The one time I went to a cable television trade show, the word of the week was "convergence." Anyone vulnerable to Comcast advertising (with AT&T is a close second place), knows that this was no mere act of speculative cheerleading. Comcast now wants to hook you up with an all-purpose package that will take care of your television viewing (including VTR and on-demand services), Internet connection, and good old-fashioned telephony (now voice-over-IP). This is all held together by "software glue," with the promise that the components will be come more and more interoperable (which is what makes it all "convergent"). Thus, you will be able to use your Internet connection to program your VTR, have the material you programmed streamed to your laptop, listen to your telephone's voice mail, and no end of other stuff on which you can spend money that you probably do not have right now.
Unfortunately, any veteran old enough to remember the early days of timesharing systems appreciates that there is no such thing as software that is invulnerable to hacking. It was true the first time a hacker gained unauthorized access to a timesharing system (and the data residing on that system); and it is still true today. Udi Manber's metaphorical view of the problem of spam filtering as an arms race also applies to the problem of defending both programs and data from unauthorized access and manipulation. As I read on the BBC NEWS Web site this morning, this point was driven home to Comcast with consequences that probably upset a lot of their customers. Comcast customers in Tucson, Arizona, were enjoying their cable feed of the Super Bowl broadcast by NBC-affiliate KVOA when they were disrupted by a typical act of prankish hacking as the program was interrupted by a video clip from some source other than KVOA:
The clip showed a woman unzipping a man's trousers, followed by a graphic act between the two.
"I just figured it was another commercial until I looked up," viewer Cora King told the Arizona Daily Star.
"Then he did his little dance with everything hanging out."
(It also says something about what we expect to see on television that this one viewer did not initially know she was being hacked.)

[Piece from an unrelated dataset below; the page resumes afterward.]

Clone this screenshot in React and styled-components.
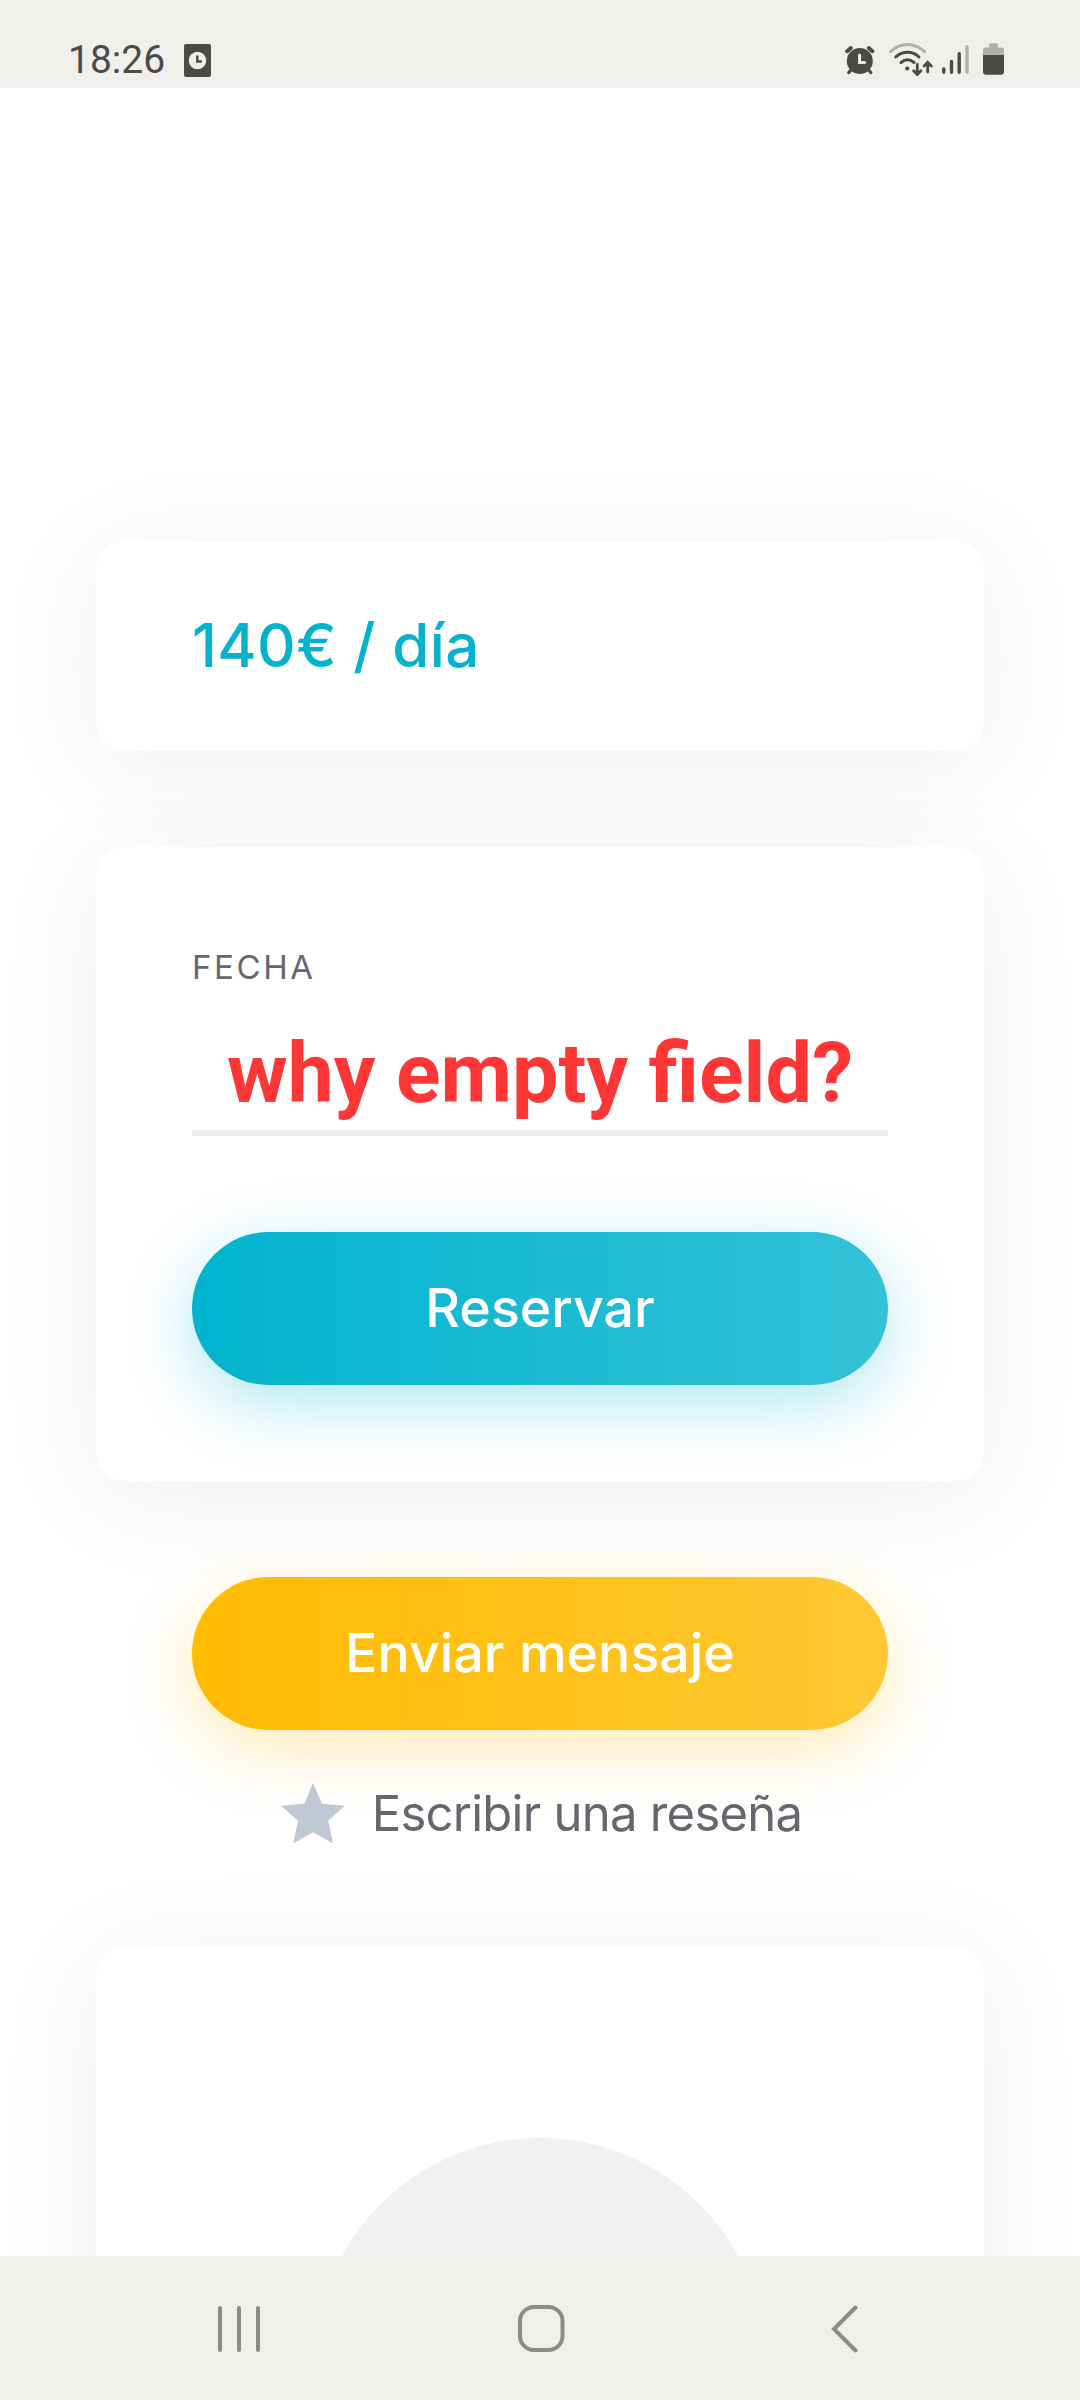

I report this only to reinforce one of my favorite themes. We tend to be so blown away by the evangelical promotions of new technologies, not to mention the business models that emerge around those technologies, that we willingly eschew any analytic thinking about the consequences entailed by either the technologies or the business models (or both). Furthermore, because not all undesirable consequences can be avoided with even the best analytic thinking, we need social institutions that can sustain those consequences when they arise. Traditionally, that aspect of the "public good" has been the responsibility of government, which is why it is so disconcerting that most technology evangelists have a view of government that is naive at best and Philistine at worst. Having just taken the World Economic Forum to task for their ongoing lack of any sense of reality, I take little comfort in a report that reveals that Comcast is in no better shape!